Exercise requirements: Below is a listing. Gather each line of it that contains "React".

Source data:

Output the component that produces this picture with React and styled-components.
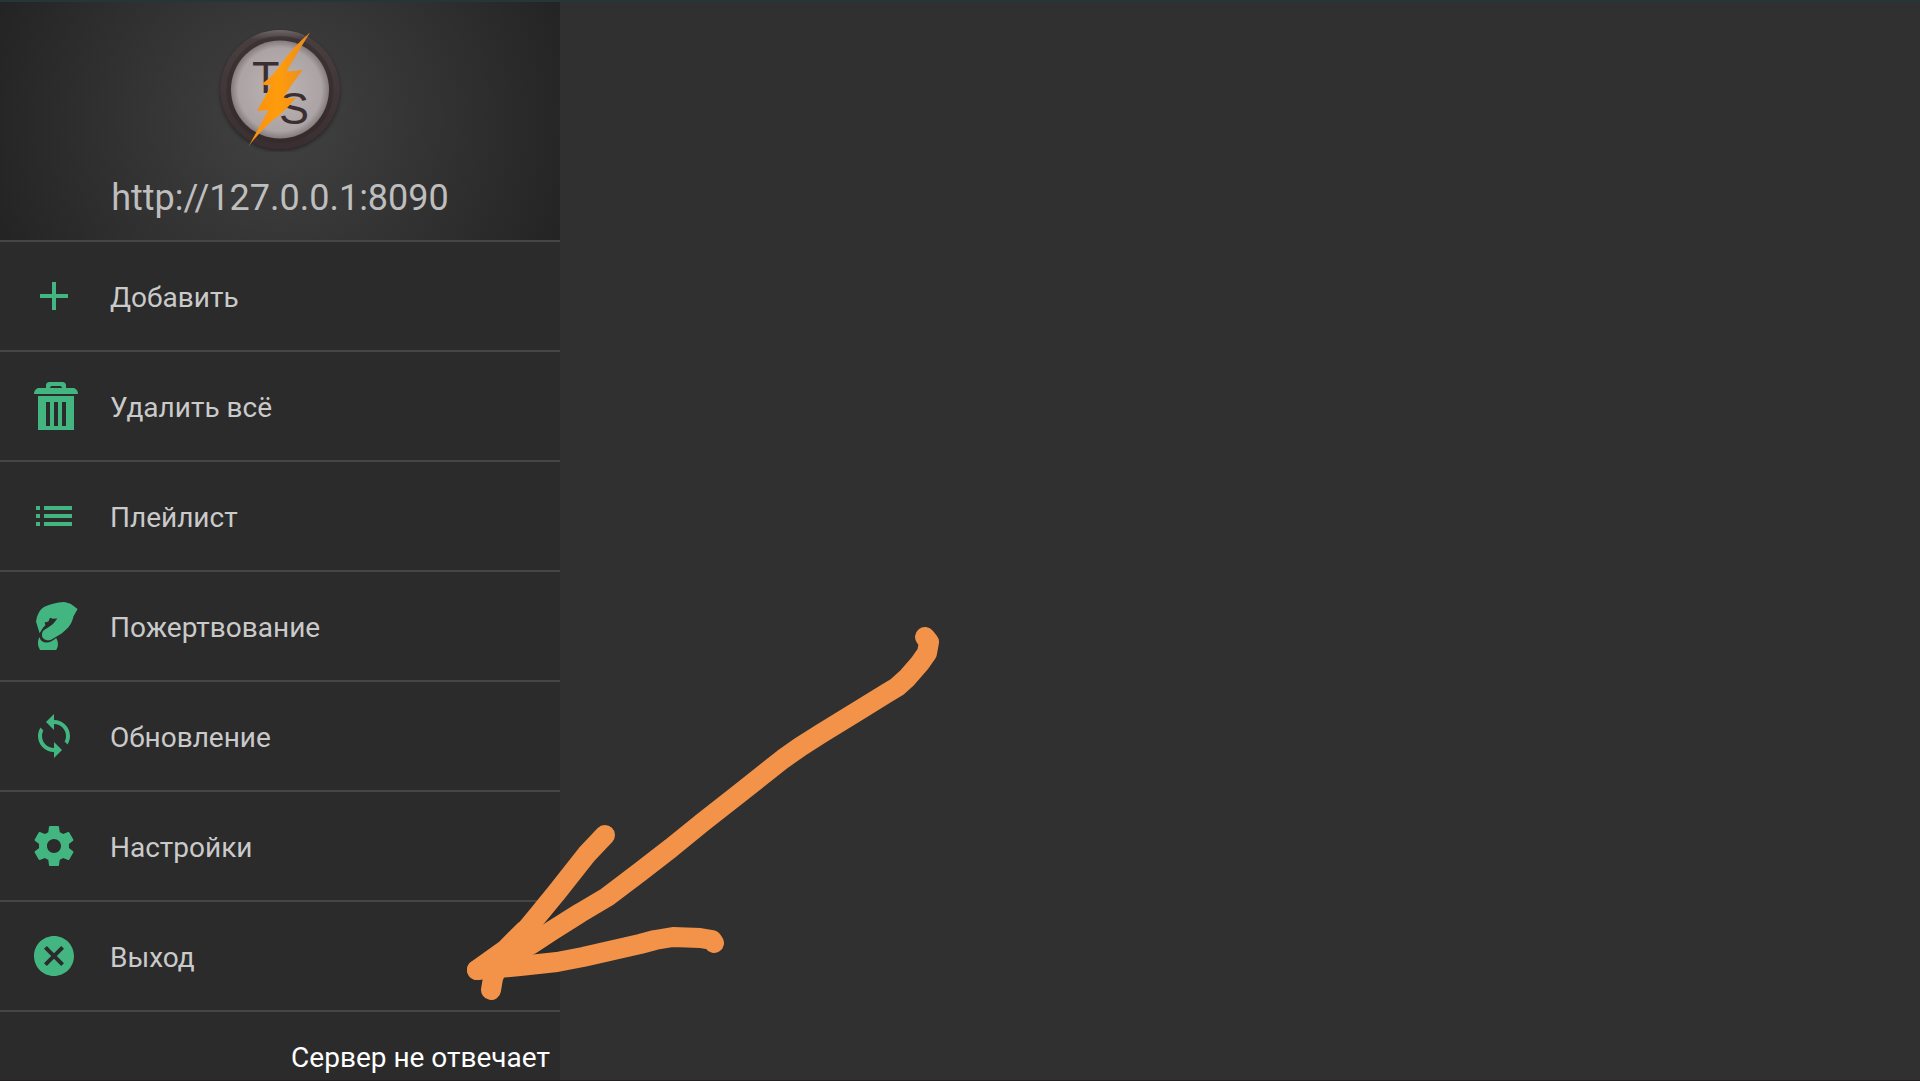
import React from "react";
import styled, { createGlobalStyle } from "styled-components";

const GlobalStyle = createGlobalStyle`
  *, *::before, *::after { box-sizing: border-box; }
  body {
    margin: 0;
    background: #303030;
    font-family: Roboto, "Noto Sans", sans-serif;
  }
`;

const Screen = styled.div`
  position: relative;
  display: flex;
  min-height: 100vh;
  overflow: hidden;
  background: #303030;
  border-bottom: 1px solid #241f21;

  &::before {
    content: "";
    position: absolute;
    inset: 0 0 auto 0;
    height: 2px;
    background: #263536;
    z-index: 1;
  }
`;

const Drawer = styled.aside`
  display: flex;
  flex-direction: column;
  flex: 0 0 560px;
  background: #2b2b2b;
`;

const Header = styled.header`
  display: flex;
  flex-direction: column;
  align-items: center;
  gap: 24px;
  padding: 28px 16px 20px;
  border-bottom: 2px solid #464646;
  background: radial-gradient(circle 310px at 50% 50%, #424242, #232323);
`;

const Logo = styled.svg`
  display: block;
  width: 128px;
  height: 124px;
`;

const LogoLetter = styled.text`
  font-family: "Liberation Sans", sans-serif;
  font-size: 45px;
  fill: #3b2e30;
`;

const Address = styled.a`
  color: #bebebe;
  font-size: 36px;
  line-height: 44px;
  text-decoration: none;
`;

const Menu = styled.nav`
  display: flex;
  flex-direction: column;
`;

const MenuButton = styled.button`
  display: flex;
  align-items: center;
  gap: 32px;
  height: 110px;
  padding: 0 30px;
  border: 0;
  border-bottom: 2px solid #464646;
  background: transparent;
  color: #cacaca;
  font: inherit;
  font-size: 28px;
  line-height: 36px;
  text-align: left;
  cursor: pointer;
`;

const MenuLabel = styled.span`
  padding-top: 4px;
`;

const Glyph = styled.svg`
  flex: none;
  width: 48px;
  height: 48px;
  overflow: visible;
  fill: #43b581;
`;

const Status = styled.p`
  margin: 0;
  padding: 28px 10px 0;
  color: #fff;
  font-size: 28px;
  line-height: 36px;
  text-align: right;
`;

const Content = styled.main`
  flex: 1;
`;

const Arrow = styled.svg`
  position: absolute;
  left: 460px;
  top: 620px;
  width: 490px;
  height: 390px;
  fill: none;
  stroke: #f39249;
  stroke-width: 20px;
  stroke-linecap: round;
  stroke-linejoin: round;
  pointer-events: none;
`;

const items = [
  {
    label: "Добавить",
    icon: <path d="M19 13h-6v6h-2v-6H5v-2h6V5h2v6h6v2z" />,
  },
  {
    label: "Удалить всё",
    icon: (
      <path
        fillRule="evenodd"
        d="M8 3V1.8Q8 0 9.8 0h6.400Q18 0 18 1.800V3h4q2 .8 2 3H2q0-2.200 2-3zm2 0h6q0-1-1-1h-4q-1 0-1 1zM4 7h18v17H4zm4 3v12h2V10zm4 0v12h2V10zm4 0v12h2V10z"
      />
    ),
  },
  {
    label: "Плейлист",
    icon: (
      <path d="M3 13h2v-2H3v2zm0 4h2v-2H3v2zm0-8h2V7H3v2zm4 4h14v-2H7v2zm0 4h14v-2H7v2zM7 7v2h14V7H7z" />
    ),
  },
  {
    label: "Пожертвование",
    icon: (
      <>
        <path d="M4.800 15.600L3 9.800C3.300 8 3.600 6.800 4.200 5.700 5 4.200 6 3 7.500 2.300 10.500 1 13.500 .2 16.700 0c1.500.2 2.900.6 4.100 1.200L23.800 3.500 21.700 7.300C21.300 9 20.900 10.300 20 11.500c-1.200 1.700-2.600 3-4.200 4.200L10.800 18.700C9.800 19.200 8.800 19.300 8 19 6.800 18.600 6.100 17.900 6 16.900c-.1-1 .1-1.900.8-2.600C8 13.200 9.700 12.500 11 11.400c.9-.8 1.400-1.500 1.900-2.200L13.700 8.200 11.500 8.400 10 7.900 9.200 9.800 7.300 10.300 7.700 11.600 6.600 12.700z" />
        <path d="M4.700 17.500C5.200 19.300 6.500 20.300 8.300 20.300c1.700 0 3.300-1 4.800-2.300 1.200 2 1.200 4.200 0 6H5c-1.300-2-1.400-4.400-.3-6.500z" />
      </>
    ),
  },
  {
    label: "Обновление",
    icon: (
      <path d="M12 4V1L8 5l4 4V6c3.310 0 6 2.690 6 6 0 1.010-.25 1.970-.7 2.800l1.460 1.460C19.540 15.030 20 13.570 20 12c0-4.420-3.580-8-8-8zm0 14c-3.310 0-6-2.690-6-6 0-1.010.25-1.970.7-2.800L5.240 7.740C4.460 8.970 4 10.430 4 12c0 4.420 3.580 8 8 8v3l4-4-4-4v3z" />
    ),
  },
  {
    label: "Настройки",
    icon: (
      <path d="M19.430 12.980c.04-.32.07-.64.07-.98s-.03-.66-.07-.98l2.110-1.650c.19-.15.24-.42.12-.64l-2-3.460c-.12-.22-.39-.3-.61-.22l-2.490 1c-.52-.4-1.080-.73-1.690-.98l-.38-2.650C14.460 2.180 14.250 2 14 2h-4c-.25 0-.46.18-.49.42l-.38 2.650c-.61.25-1.170.59-1.690.98l-2.490-1c-.23-.09-.49 0-.61.22l-2 3.460c-.13.22-.07.49.12.64l2.110 1.650c-.04.32-.07.65-.07.98s.03.66.07.98l-2.110 1.650c-.19.15-.24.42-.12.64l2 3.460c.12.22.39.3.61.22l2.490-1c.52.4 1.080.73 1.690.98l.38 2.650c.03.24.24.42.49.42h4c.25 0 .46-.18.49-.42l.38-2.650c.61-.25 1.170-.59 1.690-.98l2.490 1c.23.09.49 0 .61-.22l2-3.460c.12-.22.07-.49-.12-.64l-2.110-1.650zM12 15.500c-1.930 0-3.500-1.570-3.500-3.500s1.570-3.500 3.500-3.500 3.500 1.570 3.500 3.500-1.570 3.500-3.500 3.500z" />
    ),
  },
  {
    label: "Выход",
    icon: (
      <path d="M12 2C6.470 2 2 6.470 2 12s4.470 10 10 10 10-4.470 10-10S17.530 2 12 2zm5 13.590L15.590 17 12 13.410 8.410 17 7 15.590 10.590 12 7 8.410 8.410 7 12 10.590 15.590 7 17 8.410 13.410 12 17 15.590z" />
    ),
  },
];

function AppLogo() {
  return (
    <Logo viewBox="0 0 128 124" role="img" aria-label="TS">
      <defs>
        <linearGradient id="rim" x1="0" y1="0" x2="0" y2="1">
          <stop offset="0" stopColor="#6e6667" />
          <stop offset="0.08" stopColor="#483e3f" />
          <stop offset="1" stopColor="#3a2e30" />
        </linearGradient>
        <radialGradient id="face">
          <stop offset="0" stopColor="#bdb4b5" />
          <stop offset="0.85" stopColor="#aca3a4" />
          <stop offset="1" stopColor="#857b7c" />
        </radialGradient>
        <linearGradient id="bolt" x1="0" y1="0" x2="1" y2="0">
          <stop offset="0" stopColor="#f98f10" />
          <stop offset="0.5" stopColor="#ff9c0c" />
          <stop offset="1" stopColor="#e58b20" />
        </linearGradient>
        <filter id="shade" x="-20%" y="-20%" width="140%" height="140%">
          <feDropShadow dx="0" dy="2" stdDeviation="2" floodColor="#000" floodOpacity="0.45" />
        </filter>
      </defs>
      <circle cx="64" cy="61.500" r="59.500" fill="url(#rim)" filter="url(#shade)" />
      <circle cx="64" cy="61.500" r="51" fill="none" stroke="#2f2627" strokeOpacity="0.45" strokeWidth="5" />
      <circle cx="64" cy="61.500" r="49" fill="url(#face)" />
      <LogoLetter x="36" y="65">T</LogoLetter>
      <LogoLetter x="63" y="96">S</LogoLetter>
      <path
        d="M94 4.500 L70.500 43 Q79 44 87 41.500 Q77 54 67.500 69.500 Q74 71 80 69.500 Q69 84 57 92 Q44 103 32.500 118.500 L52.500 82 Q47 83 41 82.500 Q47 73 55 57 Q50 58 46 56 Q58 47 65 36 Q77 19 94 4.500 Z"
        fill="url(#bolt)"
      />
    </Logo>
  );
}

export default function App() {
  return (
    <>
      <GlobalStyle />
      <Screen>
        <Drawer>
          <Header>
            <AppLogo />
            <Address href="http://127.0.0.1:8090">http://127.0.0.1:8090</Address>
          </Header>
          <Menu>
            {items.map(({ label, icon }) => (
              <MenuButton key={label} type="button">
                <Glyph viewBox="0 0 24 24" aria-hidden="true">
                  {icon}
                </Glyph>
                <MenuLabel>{label}</MenuLabel>
              </MenuButton>
            ))}
          </Menu>
          <Status role="status">Сервер не отвечает</Status>
        </Drawer>
        <Content />
        <Arrow viewBox="460 620 490 390" aria-hidden="true">
          <path d="M925 637L929 642L927 653L920 663L907 678L897 687L887 693L853 714L822 733L800 747L783 759L740 793L703 822L671 848L640 872L607 897L580 913L553 930L530 945L505 960L477 970" />
          <path d="M605 835L587 854L572 873L557 892L539 914L520 937L499 963L493 978L491 990" />
          <path d="M714 943L712 940L700 938L673 937L655 940L640 944L583 957L557 962L520 966L477 970L505 950L525 930" />
        </Arrow>
      </Screen>
    </>
  );
}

Exercise solution:
Output the component that produces this picture with React and styled-components.
import React from "react";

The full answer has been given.